Culturally it just doesn’t work in our current markets (Belgium and the Netherlands). I went to a few networking events in my home town, and quite a few people remarked that they felt a bit spammed by our outbound sales approach. It was hurting our reputation, and we decided to stop outbound sales after six months. Also, our ARPA is probably too low to use the model successfully.
Another thing we learned at this stage is that there is a duality between good metrics and faster growth.
On the one hand, the next lead source is always more expensive than the last – so your customer acquisition cost goes up. However, during scaling we found another parameter that can increase the acquisition cost.
In the very beginning, I trained our new salespeople. Once we started scaling, we asked our very best sales people to train newcomers in the sales team. It seemed like a logical idea, and it probably was. But it can cause a spike in your customer acquisition cost: Your very best sales people are busy training the new guys!
Keep an eye on it, but don’t worry too much – if you hired good sales people, they should more than make up for this.
Lesson 5: It’s the little differences
Which brings us to the real scaling, a crucial skill for European startups: Invading new territories.
Every new market initially pushes you back to phase 1: finding product/market fit. Every market is slightly different, and you need to calibrate your product, marketing and sales to it. The advantage is that you can skip phase 2 and to straight to phase 3, because you already have the playbook from lessons learnt before.

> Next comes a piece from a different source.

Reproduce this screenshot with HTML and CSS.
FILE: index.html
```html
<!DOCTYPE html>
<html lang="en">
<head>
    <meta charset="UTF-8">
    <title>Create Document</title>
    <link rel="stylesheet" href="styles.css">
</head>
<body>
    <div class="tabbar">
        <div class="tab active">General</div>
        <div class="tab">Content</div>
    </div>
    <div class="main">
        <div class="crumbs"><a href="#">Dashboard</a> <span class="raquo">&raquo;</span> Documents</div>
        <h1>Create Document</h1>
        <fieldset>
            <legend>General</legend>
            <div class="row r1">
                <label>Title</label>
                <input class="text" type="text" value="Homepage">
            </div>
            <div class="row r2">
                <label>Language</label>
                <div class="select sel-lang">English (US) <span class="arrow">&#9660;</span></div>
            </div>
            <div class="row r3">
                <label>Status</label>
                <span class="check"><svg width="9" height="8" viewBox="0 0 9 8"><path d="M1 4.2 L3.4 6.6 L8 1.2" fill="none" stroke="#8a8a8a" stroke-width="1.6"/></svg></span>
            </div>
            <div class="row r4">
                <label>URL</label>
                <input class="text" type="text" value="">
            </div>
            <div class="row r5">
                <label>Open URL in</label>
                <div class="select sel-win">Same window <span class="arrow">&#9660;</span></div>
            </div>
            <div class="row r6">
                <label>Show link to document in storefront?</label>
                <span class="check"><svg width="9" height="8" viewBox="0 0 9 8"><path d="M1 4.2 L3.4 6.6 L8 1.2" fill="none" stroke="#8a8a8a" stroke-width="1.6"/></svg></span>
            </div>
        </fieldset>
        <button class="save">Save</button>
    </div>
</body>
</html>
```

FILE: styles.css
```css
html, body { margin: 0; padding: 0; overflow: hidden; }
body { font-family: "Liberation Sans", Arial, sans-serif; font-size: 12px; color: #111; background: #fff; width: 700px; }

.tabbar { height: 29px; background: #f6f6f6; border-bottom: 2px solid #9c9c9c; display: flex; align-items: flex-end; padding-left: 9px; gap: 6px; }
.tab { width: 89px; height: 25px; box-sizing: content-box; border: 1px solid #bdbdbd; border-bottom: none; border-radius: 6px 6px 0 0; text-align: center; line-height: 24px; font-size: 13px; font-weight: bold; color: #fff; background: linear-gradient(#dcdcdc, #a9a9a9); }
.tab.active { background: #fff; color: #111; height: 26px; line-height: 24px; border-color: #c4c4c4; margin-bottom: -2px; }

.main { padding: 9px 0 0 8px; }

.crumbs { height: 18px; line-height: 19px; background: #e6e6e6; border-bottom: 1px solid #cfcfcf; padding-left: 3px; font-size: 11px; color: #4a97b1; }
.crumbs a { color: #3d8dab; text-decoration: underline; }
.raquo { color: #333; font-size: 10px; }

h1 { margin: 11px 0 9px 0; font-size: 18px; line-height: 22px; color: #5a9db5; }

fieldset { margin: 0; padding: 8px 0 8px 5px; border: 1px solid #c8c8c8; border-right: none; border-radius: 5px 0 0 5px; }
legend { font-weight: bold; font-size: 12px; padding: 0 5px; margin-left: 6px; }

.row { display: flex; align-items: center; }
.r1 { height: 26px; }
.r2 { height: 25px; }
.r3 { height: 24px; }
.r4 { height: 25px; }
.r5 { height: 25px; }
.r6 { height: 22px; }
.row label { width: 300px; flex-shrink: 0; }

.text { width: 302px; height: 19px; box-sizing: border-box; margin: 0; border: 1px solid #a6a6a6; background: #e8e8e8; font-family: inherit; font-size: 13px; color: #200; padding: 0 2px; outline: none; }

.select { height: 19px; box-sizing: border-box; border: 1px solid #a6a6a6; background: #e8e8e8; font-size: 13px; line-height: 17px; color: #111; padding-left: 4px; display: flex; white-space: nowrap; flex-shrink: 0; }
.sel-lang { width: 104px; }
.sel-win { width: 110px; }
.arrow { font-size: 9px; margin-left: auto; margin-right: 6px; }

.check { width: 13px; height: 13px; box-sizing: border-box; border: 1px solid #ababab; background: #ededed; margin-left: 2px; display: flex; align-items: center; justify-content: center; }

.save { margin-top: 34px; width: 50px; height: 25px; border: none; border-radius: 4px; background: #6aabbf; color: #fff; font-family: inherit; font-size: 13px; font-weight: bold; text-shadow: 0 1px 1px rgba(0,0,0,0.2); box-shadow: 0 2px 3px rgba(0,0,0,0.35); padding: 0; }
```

One of the more difficult questions for us was: where will we go? To the UK or Germany because of the market size? Or to a smaller market that is easier? Making the wrong bet would cripple our company.
We thought long and hard about it and chose the Netherlands – because it was close to Belgium in terms of language, cultural fit – and it was nearby.
Valuable lessons learned: buyer personas don’t differ that much (there is hardly any difference in the top-of-funnel to trigger leads), but there are big differences in barriers and proof points to overcome those objections.
One of those funny little cultural differences we found is that Dutch clients wait till the end of the trial to sign! In Belgium, when someone is trialing the product and they like it, they convert to a paid plan. In the Netherlands, they wait until the very last day of the trial to convert.
Of course, there were more profound differences: there was more competition in the Dutch market, we did not have a network there, and there was a risk that the Dutch operations would become an island. But fundamentally, we were ready. We know how much MRR a sales person does – there are dashboards, metrics and KPIs for everything – if something is off we catch it quite quickly.
That might be the most important advice to founders: to scale is to measure. If you don’t have solid metrics for your operations – especially your sales – you are not ready to scale, and definitely not ready to attack other markets. Since our successful entry into the Dutch market, we have also set up operations in Germany, France and Spain.
Lesson 6: Scalable sales work for small ARPAs
Finally, Jason Lemkin of SaaStr says that you probably need to go enterprise to really scale – as in: sell six- or seven-figure deals to large enterprises. I’m quite proud that we managed to scale our sales and that our company is selling to SMEs at low ARPAs.
We did this by being ruthlessly efficient, and by focusing the entire company on efficiency. By being in touch with so many leads constantly, we know very quickly which approach works and which one doesn’t.
In the future, we want to become even more efficient, most notably by focusing on marketing automation, lead recycling and referral marketing – all to decrease our customer acquisition cost even further.
And our biggest challenge will be: To grow from a local to a multilocal organization, by overcoming the barriers that entering a new market brings with it.